'''

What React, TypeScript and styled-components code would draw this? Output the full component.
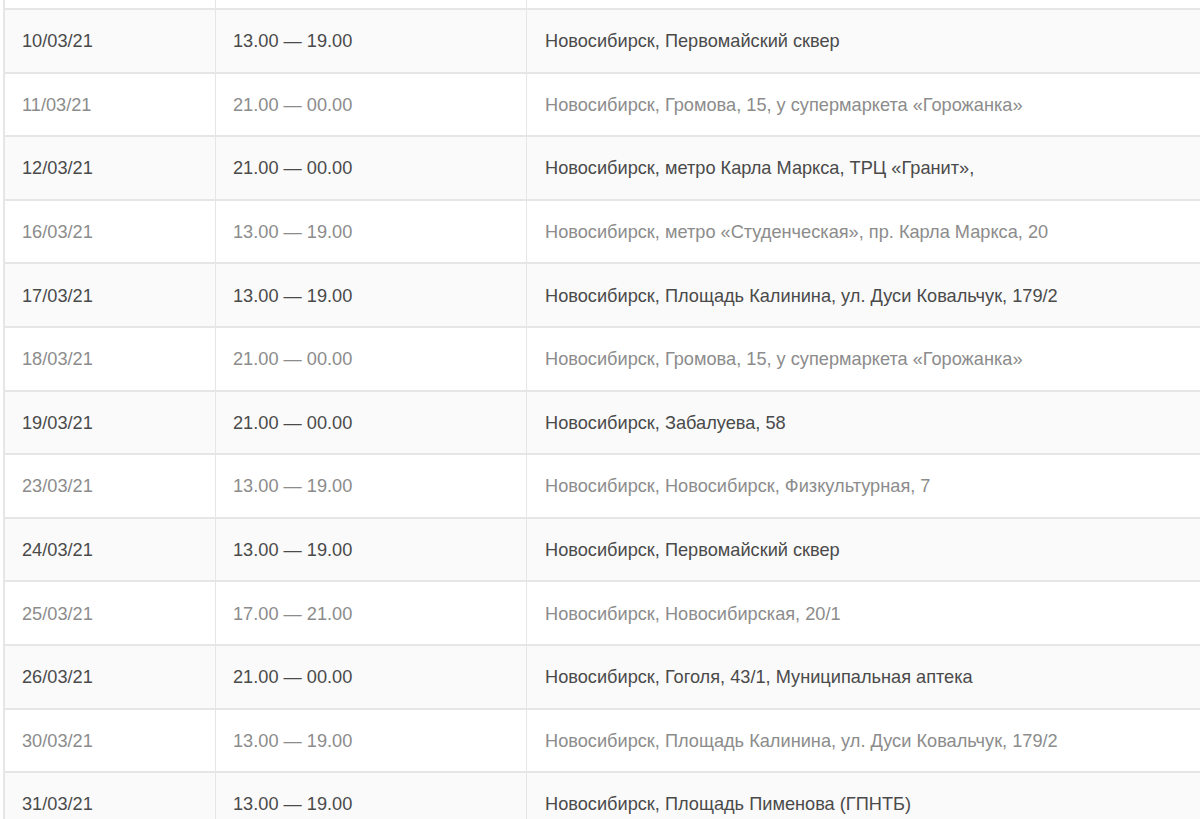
import styled, { createGlobalStyle } from 'styled-components'

const GlobalStyle = createGlobalStyle`
  html, body {
    margin: 0;
    padding: 0;
    background: #fff;
    overflow: hidden;
  }
  body {
    font-family: 'Liberation Sans', Arial, Helvetica, sans-serif;
  }
`

const Table = styled.div`
  width: 1230px;
  margin-left: 3px;
  border-left: 2px solid #e6e6e6;
`

const Row = styled.div<{ $alt?: boolean; $stub?: boolean }>`
  box-sizing: border-box;
  display: grid;
  grid-template-columns: 211px 311px 1fr;
  height: ${({ $stub }) => ($stub ? '10px' : '63.6px')};
  border-bottom: 2px solid #e6e6e6;
  background: ${({ $alt }) => ($alt ? '#fafafa' : '#fff')};
  color: ${({ $alt }) => ($alt ? '#4a4a4a' : '#8c8c8c')};
`

const Cell = styled.div`
  display: flex;
  align-items: center;
  padding: 2px 0 0 17px;
  font-size: 18.2px;
  white-space: nowrap;
  border-right: 1.5px solid #e6e6e6;

  &:last-child {
    border-right: none;
    padding-left: 18px;
  }
`

type Item = {
  date: string
  time: string
  place: string
}

const items: Item[] = [
  { date: '10/03/21', time: '13.00 — 19.00', place: 'Новосибирск, Первомайский сквер' },
  { date: '11/03/21', time: '21.00 — 00.00', place: 'Новосибирск, Громова, 15, у супермаркета «Горожанка»' },
  { date: '12/03/21', time: '21.00 — 00.00', place: 'Новосибирск, метро Карла Маркса, ТРЦ «Гранит»,' },
  { date: '16/03/21', time: '13.00 — 19.00', place: 'Новосибирск, метро «Студенческая», пр. Карла Маркса, 20' },
  { date: '17/03/21', time: '13.00 — 19.00', place: 'Новосибирск, Площадь Калинина, ул. Дуси Ковальчук, 179/2' },
  { date: '18/03/21', time: '21.00 — 00.00', place: 'Новосибирск, Громова, 15, у супермаркета «Горожанка»' },
  { date: '19/03/21', time: '21.00 — 00.00', place: 'Новосибирск, Забалуева, 58' },
  { date: '23/03/21', time: '13.00 — 19.00', place: 'Новосибирск, Новосибирск, Физкультурная, 7' },
  { date: '24/03/21', time: '13.00 — 19.00', place: 'Новосибирск, Первомайский сквер' },
  { date: '25/03/21', time: '17.00 — 21.00', place: 'Новосибирск, Новосибирская, 20/1' },
  { date: '26/03/21', time: '21.00 — 00.00', place: 'Новосибирск, Гоголя, 43/1, Муниципальная аптека' },
  { date: '30/03/21', time: '13.00 — 19.00', place: 'Новосибирск, Площадь Калинина, ул. Дуси Ковальчук, 179/2' },
  { date: '31/03/21', time: '13.00 — 19.00', place: 'Новосибирск, Площадь Пименова (ГПНТБ)' },
]

const App = () => {
  return (
    <>
      <GlobalStyle />
      <Table>
        {/* tail of the previous row, scrolled off the top */}
        <Row $stub>
          <Cell />
          <Cell />
          <Cell />
        </Row>
        {items.map((item, i) => (
          <Row key={item.date} $alt={i % 2 === 0}>
            <Cell>{item.date}</Cell>
            <Cell>{item.time}</Cell>
            <Cell>{item.place}</Cell>
          </Row>
        ))}
      </Table>
    </>
  )
}

export default App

'''

## [Goal of the exercise]
From the data above, write out everything exactly except the pictures.

## [Result of this exercise]
What React, TypeScript and styled-components code would draw this? Output the full component.
import styled, { createGlobalStyle } from 'styled-components'

const GlobalStyle = createGlobalStyle`
  html, body {
    margin: 0;
    padding: 0;
    background: #fff;
    overflow: hidden;
  }
  body {
    font-family: 'Liberation Sans', Arial, Helvetica, sans-serif;
  }
`

const Table = styled.div`
  width: 1230px;
  margin-left: 3px;
  border-left: 2px solid #e6e6e6;
`

const Row = styled.div<{ $alt?: boolean; $stub?: boolean }>`
  box-sizing: border-box;
  display: grid;
  grid-template-columns: 211px 311px 1fr;
  height: ${({ $stub }) => ($stub ? '10px' : '63.6px')};
  border-bottom: 2px solid #e6e6e6;
  background: ${({ $alt }) => ($alt ? '#fafafa' : '#fff')};
  color: ${({ $alt }) => ($alt ? '#4a4a4a' : '#8c8c8c')};
`

const Cell = styled.div`
  display: flex;
  align-items: center;
  padding: 2px 0 0 17px;
  font-size: 18.2px;
  white-space: nowrap;
  border-right: 1.5px solid #e6e6e6;

  &:last-child {
    border-right: none;
    padding-left: 18px;
  }
`

type Item = {
  date: string
  time: string
  place: string
}

const items: Item[] = [
  { date: '10/03/21', time: '13.00 — 19.00', place: 'Новосибирск, Первомайский сквер' },
  { date: '11/03/21', time: '21.00 — 00.00', place: 'Новосибирск, Громова, 15, у супермаркета «Горожанка»' },
  { date: '12/03/21', time: '21.00 — 00.00', place: 'Новосибирск, метро Карла Маркса, ТРЦ «Гранит»,' },
  { date: '16/03/21', time: '13.00 — 19.00', place: 'Новосибирск, метро «Студенческая», пр. Карла Маркса, 20' },
  { date: '17/03/21', time: '13.00 — 19.00', place: 'Новосибирск, Площадь Калинина, ул. Дуси Ковальчук, 179/2' },
  { date: '18/03/21', time: '21.00 — 00.00', place: 'Новосибирск, Громова, 15, у супермаркета «Горожанка»' },
  { date: '19/03/21', time: '21.00 — 00.00', place: 'Новосибирск, Забалуева, 58' },
  { date: '23/03/21', time: '13.00 — 19.00', place: 'Новосибирск, Новосибирск, Физкультурная, 7' },
  { date: '24/03/21', time: '13.00 — 19.00', place: 'Новосибирск, Первомайский сквер' },
  { date: '25/03/21', time: '17.00 — 21.00', place: 'Новосибирск, Новосибирская, 20/1' },
  { date: '26/03/21', time: '21.00 — 00.00', place: 'Новосибирск, Гоголя, 43/1, Муниципальная аптека' },
  { date: '30/03/21', time: '13.00 — 19.00', place: 'Новосибирск, Площадь Калинина, ул. Дуси Ковальчук, 179/2' },
  { date: '31/03/21', time: '13.00 — 19.00', place: 'Новосибирск, Площадь Пименова (ГПНТБ)' },
]

const App = () => {
  return (
    <>
      <GlobalStyle />
      <Table>
        {/* tail of the previous row, scrolled off the top */}
        <Row $stub>
          <Cell />
          <Cell />
          <Cell />
        </Row>
        {items.map((item, i) => (
          <Row key={item.date} $alt={i % 2 === 0}>
            <Cell>{item.date}</Cell>
            <Cell>{item.time}</Cell>
            <Cell>{item.place}</Cell>
          </Row>
        ))}
      </Table>
    </>
  )
}

export default App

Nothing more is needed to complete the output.